Well, as you might suspect, she graduated in the top 5 of her senior high school class as a Sterling Scholar, received a full 4-year scholarship to BYU, graduated with honors, worked as a missionary in southern Spain, married Derek Brown and put him through law school. They now have two boys, who play piano, violin, and guitar, run track and are learning Chinese. She still maintains her thriving voice over career, is the children’s music leader in her church and, as most of you know, is the co-creator of Signing Time. I, her father, now work for her! Go figure.

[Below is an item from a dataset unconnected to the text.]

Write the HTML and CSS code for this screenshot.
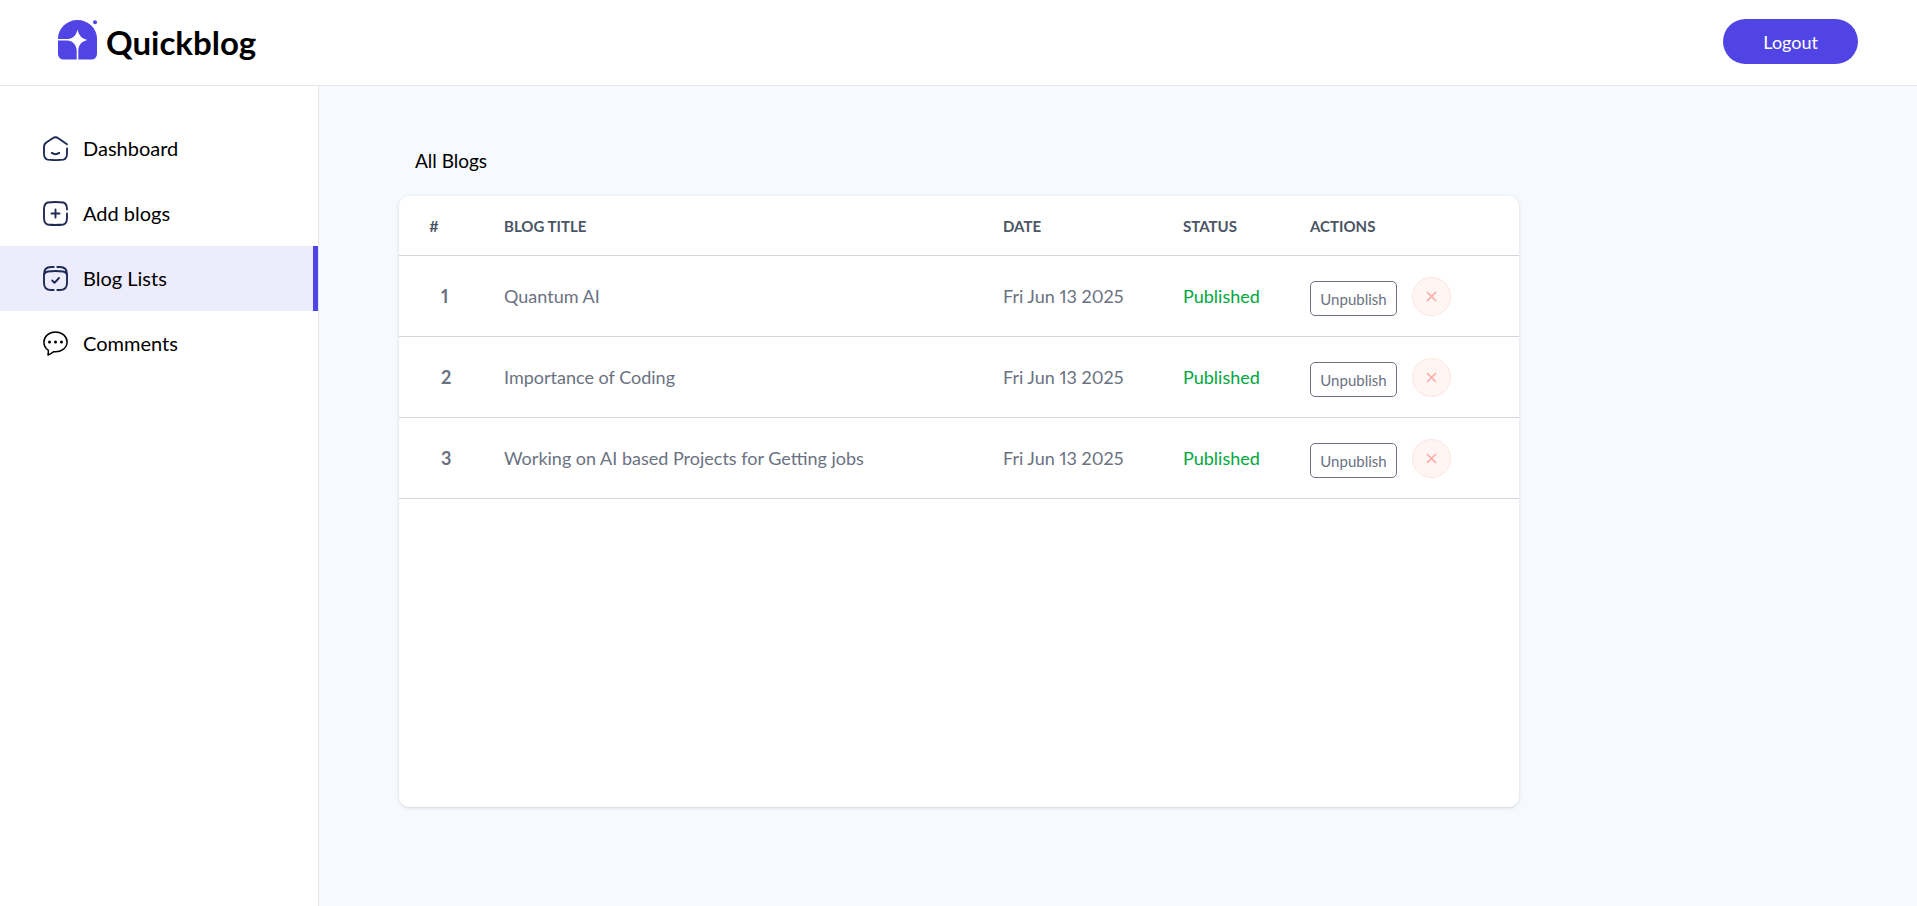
FILE: index.html
```html
<!DOCTYPE html>
<html lang="en">
<head>
<meta charset="utf-8">
<meta name="viewport" content="width=device-width, initial-scale=1">
<title>Quickblog</title>
<link rel="stylesheet" href="styles.css">
</head>
<body>
<header class="topbar">
  <a class="brand" href="#">
    <svg class="brand-mark" viewBox="0 0 40 40" aria-hidden="true">
      <path fill="#5044e5" d="M0 18.5A19.5 18.5 0 0 1 39 18.500V34a5.500 5.500 0 0 1-5.500 5.500H20.300V30.500C20.600 25.200 23.400 21.500 29.300 20C23.400 18.500 20.700 15 19.500 9.500C18.300 15 15.600 18.200 10.500 18.900H0Z"/>
      <path fill="#5044e5" d="M0 20.500H10C15 21.100 18.200 25 18.700 30.500V39.500H5.500A5.500 5.500 0 0 1 0 34Z"/>
      <circle cx="37" cy="2.200" r="2" fill="#5044e5"/>
    </svg>
    <span class="brand-name">Quickblog</span>
  </a>
  <button class="logout" type="button">Logout</button>
</header>
<div class="layout">
  <nav class="sidebar" aria-label="Admin">
    <a class="nav-item" href="#">
      <svg class="nav-icon" viewBox="0 0 25 25" aria-hidden="true"><path d="M24 8.300L15.300 2.200Q12.500 .2 9.700 2.200L3.600 6.300Q1 8 1 11V17.500Q1 22.800 4.600 23.600Q12.500 24.600 20.400 23.600Q24 22.800 24 17.500V12.500M8.800 16.900Q12.500 19.500 16.200 16.900"/></svg>
      <span class="nav-label">Dashboard</span>
    </a>
    <a class="nav-item" href="#">
      <svg class="nav-icon" viewBox="0 0 25 25" aria-hidden="true"><path d="M24 8.500Q24 2.500 20.400 1.500Q12.500 .5 4.600 1.500Q1 2.500 1 8.500V16.500Q1 22.500 4.600 23.500Q12.500 24.500 20.400 23.500Q24 22.500 24 16.500V12.500M12.500 8.500V16.500M8.500 12.500H16.500"/></svg>
      <span class="nav-label">Add blogs</span>
    </a>
    <a class="nav-item nav-item-active" href="#" aria-current="page">
      <svg class="nav-icon" viewBox="0 0 25 25" aria-hidden="true"><path d="M10.700 1H8Q1 1 1 8V17Q1 24 8 24H10.700M14.300 1H17Q24 1 24 8V17Q24 24 17 24H14.300M1.200 8.500Q2 6 5 5.500Q12.500 4.500 20 5.500Q23 6 23.800 8.500M9.200 14.500L11.500 16.800L16 12"/></svg>
      <span class="nav-label">Blog Lists</span>
    </a>
    <a class="nav-item" href="#">
      <svg class="nav-icon nav-icon-dark" viewBox="0 0 25 25" aria-hidden="true"><path d="M12.500 1C6.100 1 .9 5.400 .9 10.900C.9 14.400 2.500 17.300 5.200 19.200C5.700 21 5.200 22.500 4.900 24C7.300 23.300 9 22 10.800 20.700C18 21.600 24.100 16.800 24.100 10.900C24.100 5.400 18.900 1 12.500 1Z"/><g class="dots"><circle cx="6.500" cy="11" r="1.500"/><circle cx="12.500" cy="11" r="1.500"/><circle cx="18.500" cy="11" r="1.500"/></g></svg>
      <span class="nav-label">Comments</span>
    </a>
  </nav>
  <main class="content">
    <h1 class="title">All Blogs</h1>
    <div class="card">
      <table class="blogs">
        <colgroup><col class="c-num"><col class="c-title"><col class="c-date"><col class="c-status"><col class="c-actions"></colgroup>
        <thead>
          <tr><th scope="col">#</th><th scope="col">BLOG TITLE</th><th scope="col">DATE</th><th scope="col">STATUS</th><th scope="col">ACTIONS</th></tr>
        </thead>
        <tbody>
          <tr>
            <th scope="row">1</th><td>Quantum AI</td><td>Fri Jun 13 2025</td><td class="published">Published</td>
            <td><div class="actions"><button class="toggle" type="button">Unpublish</button><button class="remove" type="button" aria-label="Delete blog 1"><svg viewBox="0 0 39 39" aria-hidden="true"><circle cx="19.500" cy="19.500" r="19"/><path d="M15 15L24 24M24 15L15 24"/></svg></button></div></td>
          </tr>
          <tr>
            <th scope="row">2</th><td>Importance of Coding</td><td>Fri Jun 13 2025</td><td class="published">Published</td>
            <td><div class="actions"><button class="toggle" type="button">Unpublish</button><button class="remove" type="button" aria-label="Delete blog 2"><svg viewBox="0 0 39 39" aria-hidden="true"><circle cx="19.500" cy="19.500" r="19"/><path d="M15 15L24 24M24 15L15 24"/></svg></button></div></td>
          </tr>
          <tr>
            <th scope="row">3</th><td>Working on AI based Projects for Getting jobs</td><td>Fri Jun 13 2025</td><td class="published">Published</td>
            <td><div class="actions"><button class="toggle" type="button">Unpublish</button><button class="remove" type="button" aria-label="Delete blog 3"><svg viewBox="0 0 39 39" aria-hidden="true"><circle cx="19.500" cy="19.500" r="19"/><path d="M15 15L24 24M24 15L15 24"/></svg></button></div></td>
          </tr>
        </tbody>
      </table>
    </div>
  </main>
</div>
</body>
</html>
```
FILE: styles.css
```css
* { box-sizing: border-box; }

body {
  margin: 0;
  min-height: 100vh;
  display: flex;
  flex-direction: column;
  font-family: Lato, "Open Sans", sans-serif;
  font-size: 20px;
  color: #000;
  background: #fff;
}

a { color: inherit; text-decoration: none; }
button { font-family: inherit; cursor: pointer; }

.topbar {
  display: flex;
  align-items: center;
  justify-content: space-between;
  padding: 19px 59px 21px 58px;
  border-bottom: 1px solid #e5e7eb;
}
.brand { display: flex; align-items: flex-start; gap: 8px; }
.brand-mark { width: 40px; height: 40px; }
.brand-name { font-size: 33px; line-height: 44px; font-weight: 700; }
.logout {
  padding: 0 40px;
  height: 45px;
  border: 0;
  border-radius: 24px;
  background: #5044e5;
  color: #fff;
  font-size: 18px;
}

.layout { flex: 1; display: flex; }
.sidebar {
  flex: none;
  width: 319px;
  padding-top: 30px;
  border-right: 1px solid #e5e7eb;
}
.nav-item {
  display: flex;
  align-items: center;
  gap: 15px;
  height: 65px;
  padding-left: 43px;
}
.nav-label { padding-bottom: 2px; }
.nav-item-active {
  background: #edecfc;
  border-right: 5px solid #5044e5;
}
.nav-icon {
  width: 25px;
  height: 25px;
  fill: none;
  stroke: #1f2a55;
  stroke-width: 1.900;
  stroke-linecap: round;
  stroke-linejoin: round;
}
.nav-icon-dark { stroke: #000; stroke-width: 1.500; }
.dots { fill: #000; stroke: none; }

.content {
  flex: 1;
  min-width: 0;
  display: flex;
  flex-direction: column;
  padding: 60px 80px 99px;
  background: #f6f9fe;
}
.title {
  margin: 0;
  padding-left: 16px;
  font-size: 19px;
  line-height: 30px;
  font-weight: 400;
}
.card {
  flex: 1;
  max-width: 1120px;
  margin-top: 20px;
  border-radius: 10px;
  background: #fff;
  box-shadow: 0 1px 4px rgba(0, 0, 0, .1), 0 1px 3px -1px rgba(0, 0, 0, .1);
}

.blogs {
  width: 100%;
  table-layout: fixed;
  border-collapse: separate;
  border-spacing: 0;
  color: #6a7282;
  font-size: 18px;
  font-variant-numeric: proportional-nums;
}
.c-num { width: 80px; }
.c-date { width: 180px; }
.c-status { width: 127px; }
.c-actions { width: 234px; }
.blogs th, .blogs td {
  padding: 0 25px;
  text-align: left;
  border-bottom: 1px solid #d1d5dc;
}
.blogs thead th { height: 60px; font-size: 15px; color: #4a5565; }
.blogs thead th:first-child { padding-left: 30px; }
.blogs tbody th, .blogs tbody td { height: 81px; }
.blogs tbody th { padding: 0 0 0 42px; }
.blogs .published { color: #00a63e; }

.actions { display: flex; align-items: center; gap: 15px; }
.toggle {
  width: 87px;
  height: 35px;
  margin-top: 5px;
  padding: 0;
  border: 1px solid #6a7282;
  border-radius: 5px;
  background: none;
  color: #6a7282;
  font-size: 15px;
}
.remove { padding: 0; border: 0; background: none; }
.remove svg { display: block; width: 39px; height: 39px; }
.remove circle { fill: #fff5f3; stroke: #ffe4df; }
.remove path { stroke: #ffa8a8; stroke-width: 1.600; }
```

I started out by saying that as a young father I valued achievement. I’ve been a father for 42 years and I see things differently now. Through the years I have witnessed cause and effect in the lives of human beings and have come to believe that high achievement in one’s youth is not necessarily a predictor of a successful, productive life. There is the adage that A students often end up working for B students in companies owned by C students. Like the race between the tortoise and the hare, many high achievers burn out, as it were, while low achievers, who are really just slow starters, rise up and win the race. I have also come to believe that some high achievers achieve for the wrong reasons and that why we achieve may be a more powerful predictor of future success than what we achieve in our youth.
As for Emilie, it may be that one of the best things that came from her achievements is that she made us, her parents, look good and she gave us hope during some of our darkest parenting hours. More than her achievements, however, it is her loving heart of which I am proud. Emilie is a collector. Some kids collect dolls, or figurines, but Emilie collects friends. They came to our home in droves. They spent the night, went to church, the beach and the mountains with our family. I don’t know anyone that is more loved and has more friends than Emilie.
Given a choice between a child that is a high achiever and a child with a pure, loving heart . . . there is really no choice. At the end of the day love trumps all.
Wishing you Dad’s out there a Fathers Day filled with love.